→ Stated task: Transcribe all of the material below word for word and leave out its pictures.

→ Material:
— Begin —
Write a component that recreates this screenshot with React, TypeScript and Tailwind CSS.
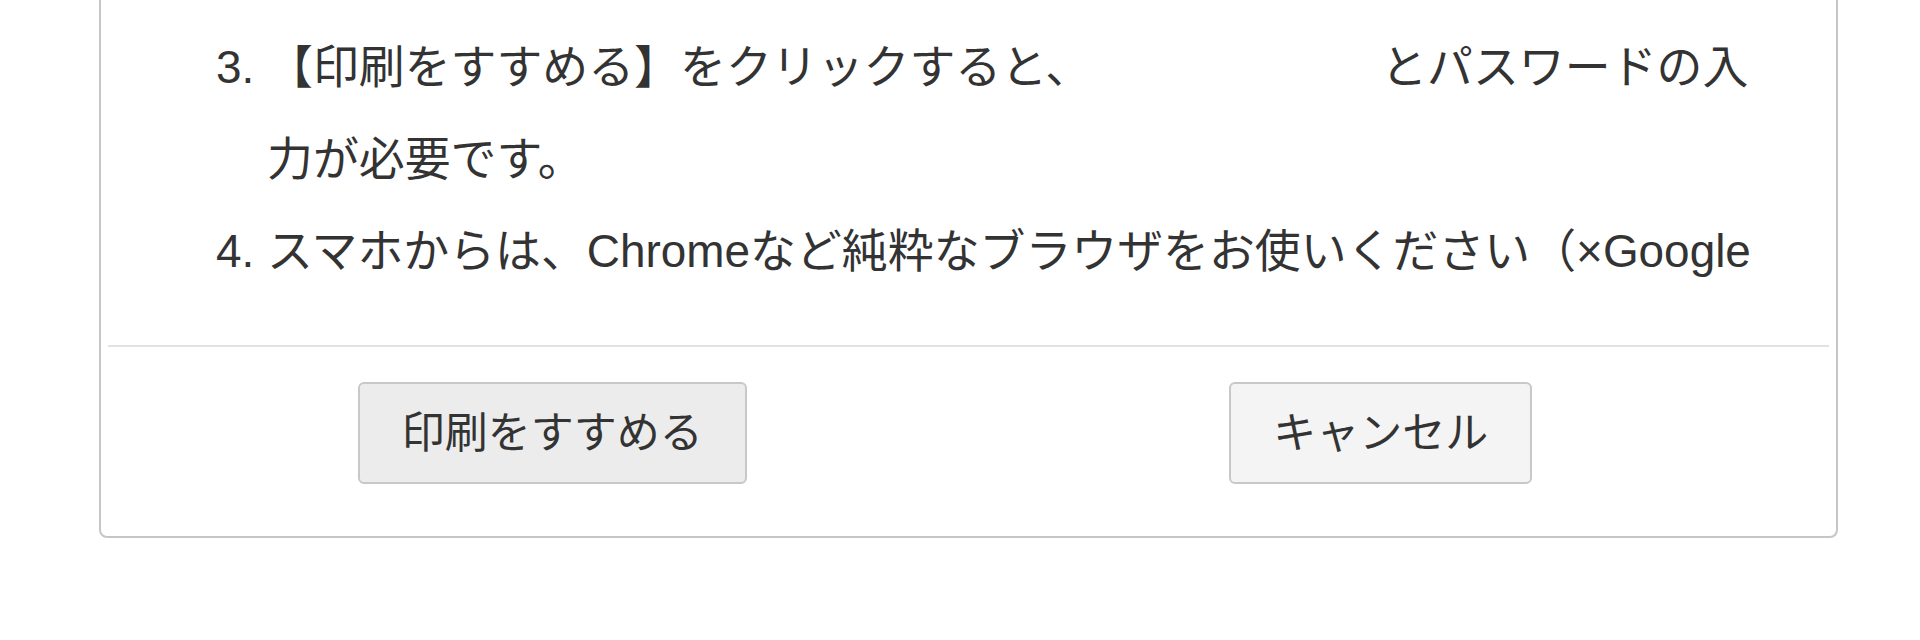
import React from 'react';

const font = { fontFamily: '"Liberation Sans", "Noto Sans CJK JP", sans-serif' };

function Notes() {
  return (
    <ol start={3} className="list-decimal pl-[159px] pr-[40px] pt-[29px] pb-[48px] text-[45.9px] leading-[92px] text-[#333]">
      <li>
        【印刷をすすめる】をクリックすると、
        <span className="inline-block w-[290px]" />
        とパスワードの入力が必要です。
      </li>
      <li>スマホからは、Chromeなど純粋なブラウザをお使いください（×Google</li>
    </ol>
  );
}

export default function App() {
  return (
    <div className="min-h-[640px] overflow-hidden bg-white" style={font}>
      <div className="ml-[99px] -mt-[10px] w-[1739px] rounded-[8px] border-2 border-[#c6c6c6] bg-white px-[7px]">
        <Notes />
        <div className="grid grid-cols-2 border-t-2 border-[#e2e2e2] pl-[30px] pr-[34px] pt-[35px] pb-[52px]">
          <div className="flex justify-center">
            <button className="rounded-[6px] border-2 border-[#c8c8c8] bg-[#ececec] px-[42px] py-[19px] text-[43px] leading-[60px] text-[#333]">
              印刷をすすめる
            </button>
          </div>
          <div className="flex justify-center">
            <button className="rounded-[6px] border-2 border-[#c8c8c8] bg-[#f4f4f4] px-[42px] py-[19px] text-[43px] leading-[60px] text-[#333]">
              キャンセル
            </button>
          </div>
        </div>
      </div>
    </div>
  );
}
— End —
→ Expected output:
Write a component that recreates this screenshot with React, TypeScript and Tailwind CSS.
import React from 'react';

const font = { fontFamily: '"Liberation Sans", "Noto Sans CJK JP", sans-serif' };

function Notes() {
  return (
    <ol start={3} className="list-decimal pl-[159px] pr-[40px] pt-[29px] pb-[48px] text-[45.9px] leading-[92px] text-[#333]">
      <li>
        【印刷をすすめる】をクリックすると、
        <span className="inline-block w-[290px]" />
        とパスワードの入力が必要です。
      </li>
      <li>スマホからは、Chromeなど純粋なブラウザをお使いください（×Google</li>
    </ol>
  );
}

export default function App() {
  return (
    <div className="min-h-[640px] overflow-hidden bg-white" style={font}>
      <div className="ml-[99px] -mt-[10px] w-[1739px] rounded-[8px] border-2 border-[#c6c6c6] bg-white px-[7px]">
        <Notes />
        <div className="grid grid-cols-2 border-t-2 border-[#e2e2e2] pl-[30px] pr-[34px] pt-[35px] pb-[52px]">
          <div className="flex justify-center">
            <button className="rounded-[6px] border-2 border-[#c8c8c8] bg-[#ececec] px-[42px] py-[19px] text-[43px] leading-[60px] text-[#333]">
              印刷をすすめる
            </button>
          </div>
          <div className="flex justify-center">
            <button className="rounded-[6px] border-2 border-[#c8c8c8] bg-[#f4f4f4] px-[42px] py-[19px] text-[43px] leading-[60px] text-[#333]">
              キャンセル
            </button>
          </div>
        </div>
      </div>
    </div>
  );
}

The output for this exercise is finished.